You might lose an element of control too, but if you chose the right one and everyone is pulling in the same direction, that should work out just fine. Just be careful to do your due diligence on them, as much as they will do it on you, and make a point of talking to the management of companies the fund has invested in previously. If at all possible, talk to candidates you find yourself rather than ones they suggest, who may, perish the thought, have been primed.

Public funding

In the rush to secure finance or funding, don't forget just how much assistance is available to indigenous Irish businesses from the country's 31 Local Enterprise Offices, for small businesses, and Enterprise Ireland, for larger ones and those it deems High Potential Start-Ups (HPSUs). These include financial supports for everything from taking a business online to introducing lean efficiencies. EI's Development Capital Scheme provides funding for mid-sized, export-oriented businesses, particularly manufacturing and technology companies in sectors including engineering, food, life sciences, services and electronics.

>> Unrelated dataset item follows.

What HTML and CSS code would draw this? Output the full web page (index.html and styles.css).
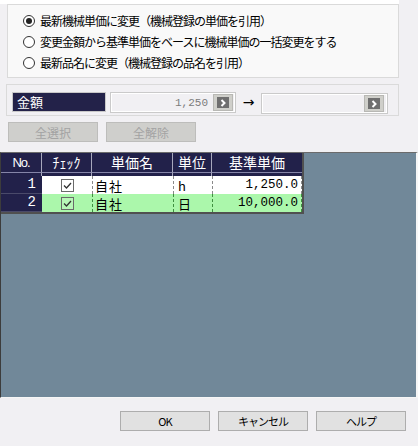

It provides supports to help businesses develop new markets, new products and new processes. Right now, there is help for businesses impacted by the prospect of Brexit too.

Venture capital

Enterprise Ireland supports a good deal of VC activity in Ireland too. A total of €685 million is under management in EI-supported Seed and Venture Capital Scheme funds. These include the AIB Seed Capital and Start-up Accelerator funds, Atlantic Bridge, Bank of Ireland's Early Stage Equity Fund, Kernel Capital Partners and Start up & Emerging Equities funds. Delta Partners, Fountain Healthcare Partners and Seroba Kernel Life Sciences are also included, as are the Frontline Ventures Fund and SOS Ventures Ireland Fund.

Fintech futures

Finally, keep an eye on developments in the fast-moving financial technology sector. While to date much has related to payments, we have already seen how digital disruptors such as Revolut and N26 are succeeding. Increasing moves into credit, lending and indeed business lending are likely too. In fact, you can take that to the bank.